> _Written task_:
Wherever a line holds the string "components", copy that line.
───
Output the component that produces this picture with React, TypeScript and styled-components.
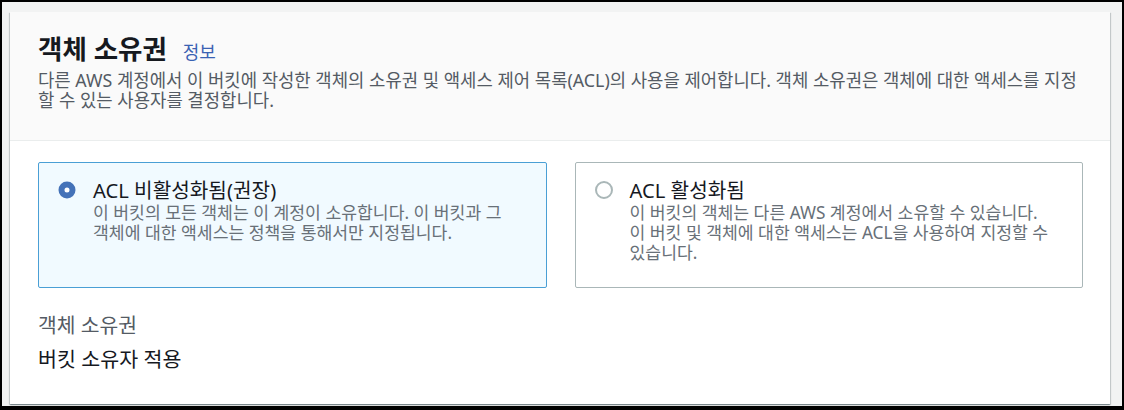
import React from 'react'
import styled, { createGlobalStyle } from 'styled-components'

const Colors = {
  Frame: '#000000',
  Page: '#f2f3f3',
  Card: '#ffffff',
  HeaderBG: '#fafafa',
  Divider: '#eaeded',
  TX1: '#16191f',
  TX2: '#545b64',
  TX3: '#687078',
  Link: '#3a62b3',
  Selected: '#4a9fd5',
  SelectedBG: '#f1faff',
  Radio: '#4472b8',
  Idle: '#aab7b8',
}

const GlobalStyle = createGlobalStyle`
  body {
    margin: 0;
    font-family: 'Noto Sans', 'Noto Sans CJK KR', sans-serif;
    color: ${Colors.TX1};
  }
`

const Frame = styled.div`
  width: 1124px;
  height: 410px;
  box-sizing: border-box;
  border: 2px solid ${Colors.Frame};
  border-bottom-width: 4px;
  background: ${Colors.Page};
  padding: 10px 12px 0 8px;
  overflow: hidden;
`

const Container = styled.section`
  background: ${Colors.Card};
  box-shadow: 0 1px 1px 0 rgba(0, 28, 36, 0.3),
    1px 1px 1px 0 rgba(0, 28, 36, 0.15), -1px 1px 1px 0 rgba(0, 28, 36, 0.15);
`

const Header = styled.header`
  background: ${Colors.HeaderBG};
  border-bottom: 1px solid ${Colors.Divider};
  padding: 20px 20px 30px 28px;
  .titleRow {
    display: flex;
    align-items: baseline;
    gap: 16px;
  }
  .title {
    margin: 0;
    font-size: 26.5px;
    line-height: 34px;
    font-weight: 700;
    color: ${Colors.TX1};
  }
  .info {
    font-size: 18px;
    color: ${Colors.Link};
    text-decoration: none;
  }
  .description {
    margin: 4px 0 0;
    font-size: 17.8px;
    line-height: 20px;
    color: ${Colors.TX2};
  }
`

const Line = styled.span`
  display: block;
  white-space: nowrap;
`

const Body = styled.div`
  padding: 21px 27px 33px 28px;
`

const Tiles = styled.div`
  display: grid;
  grid-template-columns: 1fr 1fr;
  gap: 28px;
`

const Tile = styled.label<{ $selected?: boolean }>`
  display: flex;
  align-items: flex-start;
  gap: 17px;
  padding: 15px 20px 24px 19px;
  border: 1px solid ${p => (p.$selected ? Colors.Selected : Colors.Idle)};
  border-radius: 2px;
  background: ${p => (p.$selected ? Colors.SelectedBG : Colors.Card)};
  cursor: pointer;
  .dot {
    flex: none;
    height: 24px;
    display: flex;
    align-items: center;
  }
  .label {
    display: block;
    font-size: 20.2px;
    line-height: 24px;
    color: ${Colors.TX1};
  }
  .hint {
    display: block;
    margin-top: 1px;
    font-size: 17.2px;
    line-height: 20px;
    color: ${Colors.TX3};
  }
`

const Field = styled.div`
  margin-top: 25px;
  .key {
    font-size: 20.4px;
    line-height: 24px;
    color: ${Colors.TX2};
  }
  .value {
    margin-top: 10px;
    font-size: 20.6px;
    line-height: 24px;
    color: ${Colors.TX1};
  }
`

const RadioDot: React.FC<{ checked?: boolean }> = ({ checked }) => (
  <svg width="18" height="18" viewBox="0 0 18 18">
    {checked ? (
      <circle cx="9" cy="9" r="5.5" fill="#fff" stroke={Colors.Radio} strokeWidth="6" />
    ) : (
      <circle cx="9" cy="9" r="8" fill="#fff" stroke={Colors.Idle} strokeWidth="2" />
    )}
  </svg>
)

const options = [
  {
    id: 'disabled',
    label: 'ACL 비활성화됨(권장)',
    hint: ['이 버킷의 모든 객체는 이 계정이 소유합니다. 이 버킷과 그', '객체에 대한 액세스는 정책을 통해서만 지정됩니다.'],
  },
  {
    id: 'enabled',
    label: 'ACL 활성화됨',
    hint: [
      '이 버킷의 객체는 다른 AWS 계정에서 소유할 수 있습니다.',
      '이 버킷 및 객체에 대한 액세스는 ACL을 사용하여 지정할 수',
      '있습니다.',
    ],
  },
]

const description = [
  '다른 AWS 계정에서 이 버킷에 작성한 객체의 소유권 및 액세스 제어 목록(ACL)의 사용을 제어합니다. 객체 소유권은 객체에 대한 액세스를 지정',
  '할 수 있는 사용자를 결정합니다.',
]

export default function App() {
  const [choice, setChoice] = React.useState('disabled')
  return (
    <>
      <GlobalStyle />
      <Frame>
        <Container>
          <Header>
            <div className="titleRow">
              <h2 className="title">객체 소유권</h2>
              <a className="info" href="#">정보</a>
            </div>
            <p className="description">
              {description.map(l => (
                <Line key={l}>{l}</Line>
              ))}
            </p>
          </Header>
          <Body>
            <Tiles>
              {options.map(o => (
                <Tile key={o.id} $selected={choice === o.id} onClick={() => setChoice(o.id)}>
                  <span className="dot">
                    <RadioDot checked={choice === o.id} />
                  </span>
                  <span>
                    <span className="label">{o.label}</span>
                    <span className="hint">
                      {o.hint.map(l => (
                        <Line key={l}>{l}</Line>
                      ))}
                    </span>
                  </span>
                </Tile>
              ))}
            </Tiles>
            <Field>
              <div className="key">객체 소유권</div>
              <div className="value">버킷 소유자 적용</div>
            </Field>
          </Body>
        </Container>
      </Frame>
    </>
  )
}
───
> _Answer to the task_:
Output the component that produces this picture with React, TypeScript and styled-components.
import styled, { createGlobalStyle } from 'styled-components'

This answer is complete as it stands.